Facebook has long mapped out publicly their aspirations to drive a ‘zero friction’ purchase future but has yet to cash-in on the ability to complete product purchases on-platform. Facebook ran a pilot of their ‘Checkout for Instagram’ feature last year which gives users the ability to purchase products inside the Instagram app without having to visits a brand’s website and input their credit card or postage information.
And by all reports, it was a roaring success. Adidas reported a 40% increase in online sales in the US during the first three months of 2019, largely attributed to their involvement in the Checkout beta trial.
You might scoff at those headline results, but the behavioural insights driving this innovation suggest that Facebook’s momentum towards becoming a commerce platform, has the potential to cause significant disruption.
Uber offered us a way to order a ride with the touch of a button and without the need to talk to another human. Netflix removed the need to visit your local Blockbuster on a Friday night. Google sorts through billions of webpages to show you the information you’re most likely looking for.

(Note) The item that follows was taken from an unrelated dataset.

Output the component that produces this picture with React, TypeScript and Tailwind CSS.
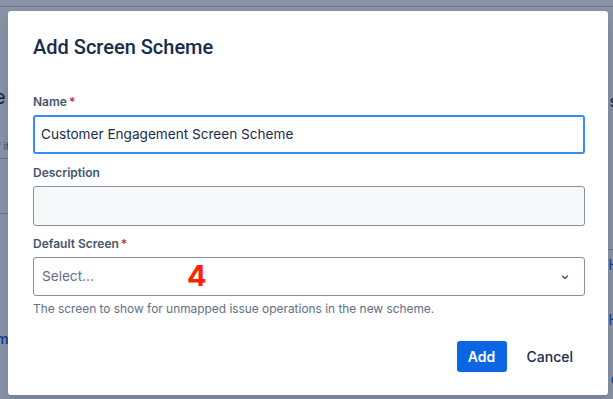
import React from "react";

function Field({
  label,
  required,
  children,
}: {
  label: string;
  required?: boolean;
  children: React.ReactNode;
}) {
  return (
    <div className="flex flex-col">
      <label className="text-[12px] leading-[16px] font-semibold text-[#44546f] mb-[5px]">
        {label}
        {required && <span className="text-[#c9372c] ml-[2px]">*</span>}
      </label>
      {children}
    </div>
  );
}

export default function App() {
  return (
    <div
      className="relative w-[613px] h-[399px] overflow-hidden bg-white"
      style={{ fontFamily: "Inter, 'Noto Sans', sans-serif" }}
    >
      {/* page behind the dialog */}
      <div className="h-[7px] border-b border-[#c1c7d0]" />
      <div className="flex justify-between h-[392px]">
        <div className="w-[10px] flex flex-col">
          <div className="mt-[80px] text-[20px] leading-[20px] text-[#172b4d] -ml-[6px]">e</div>
          <div className="mt-[32px] text-[10px] text-[#626f86] -ml-[3px]">f it</div>
          <div className="mt-[4px] border-b border-[#c1c7d0]" />
          <div className="mt-[54px] border-b border-[#c1c7d0]" />
          <div className="mt-[114px] text-[14px] font-semibold text-[#0c66e4] -ml-[4px]">m</div>
        </div>
        <div className="w-[10px] flex flex-col items-end">
          <div className="mt-[82px] text-[16px] text-[#172b4d] -mr-[5px]">s</div>
          <div className="mt-[136px] w-full border-b border-[#c1c7d0]" />
          <div className="mt-[4px] text-[14px] text-[#0c66e4] -mr-[6px]">H</div>
          <div className="mt-[34px] text-[14px] text-[#0c66e4] -mr-[6px]">H</div>
          <div className="mt-[38px] text-[14px] text-[#0c66e4] -mr-[6px]">e</div>
        </div>
      </div>

      {/* blanket + modal */}
      <div className="absolute inset-0 bg-[rgba(9,30,66,0.48)] pt-[11px] pl-[8px]">
        <div className="w-[600px] h-[384px] bg-white rounded-[3px] shadow-[0_8px_12px_rgba(9,30,66,0.15)] pl-[25px] pr-[23px] pt-[24px] flex flex-col">
          <h1 className="text-[20px] leading-[24px] font-medium text-[#172b4d] font-[Roboto,sans-serif]">Add Screen Scheme</h1>

          <div className="mt-[35px] flex flex-col gap-[11px]">
            <Field label="Name" required>
              <div className="h-[39px] rounded-[3px] border-2 border-[#388bff] bg-white flex items-center px-[6px]">
                <span className="text-[13.6px] text-[#172b4d]">Customer Engagement Screen Scheme</span>
              </div>
            </Field>
            <Field label="Description">
              <div className="h-[40px] rounded-[3px] border border-[#8590a2] bg-[#f7f8f9]" />
            </Field>
            <div className="flex flex-col -mt-[1px]">
              <Field label="Default Screen" required>
                <div className="relative h-[39px] rounded-[3px] border border-[#8590a2] bg-white flex items-center pl-[8px] pr-[13px]">
                  <span className="text-[13.6px] text-[#626f86] flex-1">Select...</span>
                  <span className="absolute left-[153px] top-[0px] text-[29px] leading-[36px] font-bold text-[#ff2200]">4</span>
                  <svg width="12" height="12" viewBox="0 0 24 24" className="text-[#44546f]">
                    <path d="M7 10l5 5 5-5" fill="none" stroke="currentColor" strokeWidth="2.6" strokeLinecap="round" strokeLinejoin="round" />
                  </svg>
                </div>
              </Field>
              <p className="mt-[5px] text-[11.9px] leading-[16px] text-[#626f86]">
                The screen to show for unmapped issue operations in the new scheme.
              </p>
            </div>
          </div>

          <div className="mt-[24px] flex justify-end items-center gap-[8px]">
            <button className="h-[31px] w-[50px] rounded-[3px] bg-[#0c66e4] text-white text-[14px] font-semibold">Add</button>
            <button className="h-[31px] px-[12px] rounded-[3px] text-[#172b4d] text-[14px] font-medium">Cancel</button>
          </div>
        </div>
      </div>
    </div>
  );
}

Our obsession with convenience made Tinder the place you’re most likely to find your partner and our society effectively cashless with tap-and-go technology. A frictionless, convenience-driven experience has time after time won in the market.
It shouldn’t then be such a surprise that when we mix this love for convenience with one of the biggest pools of your personal data (your Facebook and Instagram accounts), that we’re running headfirst into another consumption disrupting event.
But this wave of disruption won’t land with a big bang. It will bubble up as a trickling stream that will eventually become a raging river.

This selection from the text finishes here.